What is emerging under Turkish tutelage in Syria is a new phenomenon in the Middle East – namely, an Islamist-controlled state army.

Simultaneously, Turkey is the largest trading partner and primary economic anchor of the new Syrian regime. Turkish exports to Syria are at record levels, with the two countries targeting an annual volume of trade of up to $10 billion.

Elsewhere in the Levant, Turkey maintains an active Hamas office in Istanbul. This office and other Hamas facilities in Turkey play a direct operational role. That is, they are used to plan and direct attacks and to move funds. Hamas officials, up to and including the now deceased former head of the movement’s political bureau Ismail Haniyeh, travel (or traveled, in Haniyeh’s case) the region on Turkish passports.

In Lebanon, Turkey has been engaged in quiet and systematic influence building in recent years, centering on the Sunni northern city of Tripoli, and the Turkmen community in Akkar.

US President Donald Trump meets Syrian counterpart Ahmed al-Sharaa in the White House, Washington, DC, November 10, 2025
US President Donald Trump meets Syrian counterpart Ahmed al-Sharaa in the White House, Washington, DC, November 10, 2025 (credit: SYRIAN PRESIDENCY PRESS OFFICE)

The recent statements by US President Donald Trump regarding a possible role for the Syrian government in Lebanon appear to reflect the influence that Turkish positions have on the highest reaches of the US administration. This influence goes via Special Envoy and US Ambassador to Turkey Tom Barrack, whose positions often echo those of Ankara. Special Envoy Steve Witkoff, meanwhile, also frequently adopts positions reflecting the views of Qatar, Turkey’s close ally.

Regarding regional alliances, Ankara has over the last decade developed a close strategic partnership with Qatar, encompassing economic, military, and diplomatic elements.

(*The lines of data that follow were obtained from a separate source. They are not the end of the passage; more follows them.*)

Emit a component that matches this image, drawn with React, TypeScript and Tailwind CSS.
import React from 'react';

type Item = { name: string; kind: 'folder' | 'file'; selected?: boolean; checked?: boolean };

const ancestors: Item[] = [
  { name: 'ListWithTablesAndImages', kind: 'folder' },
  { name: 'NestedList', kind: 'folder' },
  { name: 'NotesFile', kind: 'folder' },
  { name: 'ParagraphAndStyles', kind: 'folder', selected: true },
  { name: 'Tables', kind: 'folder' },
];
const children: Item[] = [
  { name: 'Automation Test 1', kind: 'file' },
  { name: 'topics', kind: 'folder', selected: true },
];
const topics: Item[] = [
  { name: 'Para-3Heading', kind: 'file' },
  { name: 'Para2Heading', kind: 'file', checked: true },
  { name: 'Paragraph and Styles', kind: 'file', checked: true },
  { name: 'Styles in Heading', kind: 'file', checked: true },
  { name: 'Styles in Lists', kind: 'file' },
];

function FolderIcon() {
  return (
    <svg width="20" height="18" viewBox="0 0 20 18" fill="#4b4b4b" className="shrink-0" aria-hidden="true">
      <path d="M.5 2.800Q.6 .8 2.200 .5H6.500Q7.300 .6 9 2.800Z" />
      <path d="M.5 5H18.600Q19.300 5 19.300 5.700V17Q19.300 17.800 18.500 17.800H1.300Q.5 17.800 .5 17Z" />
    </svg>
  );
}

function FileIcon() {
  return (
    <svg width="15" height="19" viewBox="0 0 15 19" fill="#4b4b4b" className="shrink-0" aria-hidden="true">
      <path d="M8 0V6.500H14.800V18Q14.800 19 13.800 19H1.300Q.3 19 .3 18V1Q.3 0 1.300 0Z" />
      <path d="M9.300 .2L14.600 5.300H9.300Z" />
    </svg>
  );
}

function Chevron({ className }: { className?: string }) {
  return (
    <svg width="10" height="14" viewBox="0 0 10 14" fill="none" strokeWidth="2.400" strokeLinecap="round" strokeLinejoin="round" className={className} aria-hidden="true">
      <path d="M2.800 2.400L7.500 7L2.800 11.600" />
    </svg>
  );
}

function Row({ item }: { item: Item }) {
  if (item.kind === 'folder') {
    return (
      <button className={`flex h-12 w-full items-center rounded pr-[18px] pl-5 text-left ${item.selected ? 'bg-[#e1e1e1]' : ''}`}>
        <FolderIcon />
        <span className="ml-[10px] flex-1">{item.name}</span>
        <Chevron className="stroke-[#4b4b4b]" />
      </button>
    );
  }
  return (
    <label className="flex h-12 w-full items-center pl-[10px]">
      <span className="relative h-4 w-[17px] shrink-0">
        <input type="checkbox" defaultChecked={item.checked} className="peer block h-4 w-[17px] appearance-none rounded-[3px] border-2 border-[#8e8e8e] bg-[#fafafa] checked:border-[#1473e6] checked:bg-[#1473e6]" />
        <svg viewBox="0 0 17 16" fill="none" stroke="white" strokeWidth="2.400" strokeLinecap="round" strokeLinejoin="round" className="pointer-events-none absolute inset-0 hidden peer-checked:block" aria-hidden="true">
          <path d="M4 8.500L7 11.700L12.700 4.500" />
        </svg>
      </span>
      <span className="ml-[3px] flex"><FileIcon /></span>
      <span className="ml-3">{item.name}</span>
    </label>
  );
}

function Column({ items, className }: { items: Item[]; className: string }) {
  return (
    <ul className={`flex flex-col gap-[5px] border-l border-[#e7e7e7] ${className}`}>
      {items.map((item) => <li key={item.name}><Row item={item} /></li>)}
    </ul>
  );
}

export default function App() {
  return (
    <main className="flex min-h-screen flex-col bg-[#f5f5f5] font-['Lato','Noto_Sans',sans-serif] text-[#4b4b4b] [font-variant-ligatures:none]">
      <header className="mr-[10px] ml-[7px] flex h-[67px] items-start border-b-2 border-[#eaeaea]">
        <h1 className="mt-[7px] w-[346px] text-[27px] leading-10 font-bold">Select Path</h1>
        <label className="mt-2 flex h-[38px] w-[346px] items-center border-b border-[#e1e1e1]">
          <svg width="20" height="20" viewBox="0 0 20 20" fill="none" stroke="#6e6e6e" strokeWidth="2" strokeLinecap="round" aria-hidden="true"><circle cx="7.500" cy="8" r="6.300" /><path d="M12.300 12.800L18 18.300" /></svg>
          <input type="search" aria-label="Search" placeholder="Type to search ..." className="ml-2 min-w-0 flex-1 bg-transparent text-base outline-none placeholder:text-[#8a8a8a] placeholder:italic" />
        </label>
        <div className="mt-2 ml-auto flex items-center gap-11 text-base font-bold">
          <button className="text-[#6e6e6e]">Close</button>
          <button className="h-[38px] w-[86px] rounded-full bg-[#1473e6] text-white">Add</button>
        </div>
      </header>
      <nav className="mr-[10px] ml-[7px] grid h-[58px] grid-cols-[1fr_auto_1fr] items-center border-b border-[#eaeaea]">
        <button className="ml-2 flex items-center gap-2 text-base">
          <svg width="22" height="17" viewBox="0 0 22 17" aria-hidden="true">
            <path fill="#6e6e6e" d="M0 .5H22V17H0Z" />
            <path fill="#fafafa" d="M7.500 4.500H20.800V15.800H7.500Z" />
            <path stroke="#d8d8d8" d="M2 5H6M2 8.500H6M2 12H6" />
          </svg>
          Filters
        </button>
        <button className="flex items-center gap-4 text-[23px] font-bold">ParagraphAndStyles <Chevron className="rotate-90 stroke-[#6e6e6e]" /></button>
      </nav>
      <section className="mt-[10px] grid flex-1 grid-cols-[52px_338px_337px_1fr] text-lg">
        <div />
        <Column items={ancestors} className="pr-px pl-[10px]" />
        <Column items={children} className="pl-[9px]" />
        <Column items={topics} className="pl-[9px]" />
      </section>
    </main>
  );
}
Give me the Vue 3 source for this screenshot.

Turkey is a major importer of Qatari natural gas. Turkey maintains a permanent military base in Qatar. The two countries share the anomalous position of support for movements of political Islam across the region, together with close links and involvement with the US and Western countries.

The third component of this “strategic triad” (as a study at Qatar-supported Al Jazeera referred to it) is Pakistan.

Turkey is Pakistan’s fourth largest source of arms, as Islamabad seeks alternatives to the West for its source of weaponry (the main exporter of arms to Pakistan is now China).

Turkey maintains extensive investments in Pakistan and consistently votes with Islamabad on issues such as Kashmir in the United Nations. On the deeper level, the two countries share a similar orientation of nationalism with an Islamic coloration, and a trajectory of historic alignment with the West now turning into something else.

While not linked by formal defense pacts, Turkey, Qatar, and Pakistan have similar orientations and compatible and mutually beneficial capacities. Qatar’s vast financial reach, Turkey’s conventional military capacities, and Pakistan’s nuclear capability together form a powerful combination.

This triad is now presenting itself as an appropriate mediator in Mideast conflicts and the right partner for the US in the region for the period ahead (see Pakistan’s role in the US negotiations with Iran, which produced the current deeply problematic Memorandum of Understanding, as an example of the result).

In practice, the combination of support for political Islam and often for violent Islamist and jihadi organizations as a tool of power projection, combined with strong and deep links into Western systems and economies makes the current government of Turkey and its allies in Doha and Islamabad a major and emergent challenge both for Israel and for those wishing to assemble a coherent Western policy on the Middle East and beyond it.